What you should do:
Pick out each line below containing "full".

Supplied data:

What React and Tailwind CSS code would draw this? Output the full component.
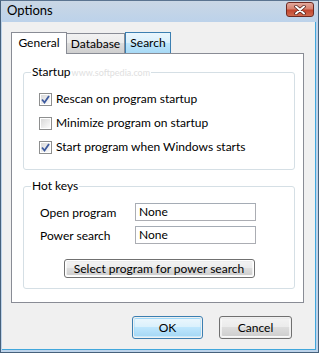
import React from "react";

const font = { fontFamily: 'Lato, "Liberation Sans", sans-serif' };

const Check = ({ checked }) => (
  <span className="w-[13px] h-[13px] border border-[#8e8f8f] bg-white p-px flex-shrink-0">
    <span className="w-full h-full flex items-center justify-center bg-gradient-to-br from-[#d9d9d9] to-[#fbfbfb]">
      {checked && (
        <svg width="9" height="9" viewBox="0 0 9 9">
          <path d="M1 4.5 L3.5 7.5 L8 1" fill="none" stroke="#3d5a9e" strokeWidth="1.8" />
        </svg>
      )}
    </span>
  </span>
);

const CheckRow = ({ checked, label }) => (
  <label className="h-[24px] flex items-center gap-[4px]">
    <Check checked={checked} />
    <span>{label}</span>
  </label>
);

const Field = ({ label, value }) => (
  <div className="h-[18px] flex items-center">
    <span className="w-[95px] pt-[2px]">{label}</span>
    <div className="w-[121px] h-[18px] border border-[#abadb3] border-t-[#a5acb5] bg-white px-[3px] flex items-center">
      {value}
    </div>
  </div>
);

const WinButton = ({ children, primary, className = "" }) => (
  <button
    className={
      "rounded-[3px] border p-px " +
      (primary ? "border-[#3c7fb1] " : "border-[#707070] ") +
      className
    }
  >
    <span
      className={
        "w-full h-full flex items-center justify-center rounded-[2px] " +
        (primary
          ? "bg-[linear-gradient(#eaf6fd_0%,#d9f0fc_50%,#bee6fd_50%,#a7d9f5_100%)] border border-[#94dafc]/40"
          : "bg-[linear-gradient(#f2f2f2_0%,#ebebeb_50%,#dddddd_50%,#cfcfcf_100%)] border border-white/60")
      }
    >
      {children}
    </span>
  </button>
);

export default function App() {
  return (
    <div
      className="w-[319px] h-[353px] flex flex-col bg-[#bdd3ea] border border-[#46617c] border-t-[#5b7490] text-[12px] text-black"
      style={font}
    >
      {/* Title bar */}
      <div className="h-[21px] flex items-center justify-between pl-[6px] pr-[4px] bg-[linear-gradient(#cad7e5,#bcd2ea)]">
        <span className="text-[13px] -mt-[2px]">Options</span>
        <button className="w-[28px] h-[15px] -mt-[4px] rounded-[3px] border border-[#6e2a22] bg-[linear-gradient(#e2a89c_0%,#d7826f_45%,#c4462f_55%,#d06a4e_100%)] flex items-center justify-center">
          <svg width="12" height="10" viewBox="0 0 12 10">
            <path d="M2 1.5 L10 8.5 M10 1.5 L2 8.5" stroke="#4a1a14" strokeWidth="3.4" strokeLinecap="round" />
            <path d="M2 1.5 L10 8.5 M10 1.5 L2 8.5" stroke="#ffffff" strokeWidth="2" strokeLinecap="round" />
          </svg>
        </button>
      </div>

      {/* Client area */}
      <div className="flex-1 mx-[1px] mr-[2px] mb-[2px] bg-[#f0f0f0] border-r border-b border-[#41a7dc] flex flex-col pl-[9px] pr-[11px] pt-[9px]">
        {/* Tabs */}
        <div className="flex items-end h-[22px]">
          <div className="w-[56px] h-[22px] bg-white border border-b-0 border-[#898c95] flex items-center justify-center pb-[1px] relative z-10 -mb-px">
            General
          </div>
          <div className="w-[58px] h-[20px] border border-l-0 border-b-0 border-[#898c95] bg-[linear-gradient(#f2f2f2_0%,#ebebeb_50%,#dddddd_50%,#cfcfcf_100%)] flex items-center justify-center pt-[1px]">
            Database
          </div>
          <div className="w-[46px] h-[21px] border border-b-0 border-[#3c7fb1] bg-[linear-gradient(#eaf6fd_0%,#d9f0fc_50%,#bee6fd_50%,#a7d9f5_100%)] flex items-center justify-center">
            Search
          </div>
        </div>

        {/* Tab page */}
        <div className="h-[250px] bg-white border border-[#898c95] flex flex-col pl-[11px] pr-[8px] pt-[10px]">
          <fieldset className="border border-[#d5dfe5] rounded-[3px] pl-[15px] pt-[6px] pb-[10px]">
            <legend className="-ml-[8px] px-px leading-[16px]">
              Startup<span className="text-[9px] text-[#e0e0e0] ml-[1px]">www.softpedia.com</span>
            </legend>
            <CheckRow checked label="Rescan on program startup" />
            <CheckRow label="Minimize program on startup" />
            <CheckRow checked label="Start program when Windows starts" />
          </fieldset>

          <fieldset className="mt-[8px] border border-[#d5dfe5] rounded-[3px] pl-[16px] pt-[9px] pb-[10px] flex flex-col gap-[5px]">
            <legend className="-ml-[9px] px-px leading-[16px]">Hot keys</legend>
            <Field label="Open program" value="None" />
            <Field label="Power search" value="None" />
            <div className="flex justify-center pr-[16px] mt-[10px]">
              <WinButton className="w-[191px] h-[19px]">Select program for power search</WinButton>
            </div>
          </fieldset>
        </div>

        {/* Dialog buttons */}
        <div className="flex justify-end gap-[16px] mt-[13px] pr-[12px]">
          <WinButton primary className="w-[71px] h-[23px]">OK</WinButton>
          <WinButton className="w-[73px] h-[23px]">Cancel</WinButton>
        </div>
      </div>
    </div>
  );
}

Answer for this exercise:
What React and Tailwind CSS code would draw this? Output the full component.
    <span className="w-full h-full flex items-center justify-center bg-gradient-to-br from-[#d9d9d9] to-[#fbfbfb]">
        "w-full h-full flex items-center justify-center rounded-[2px] " +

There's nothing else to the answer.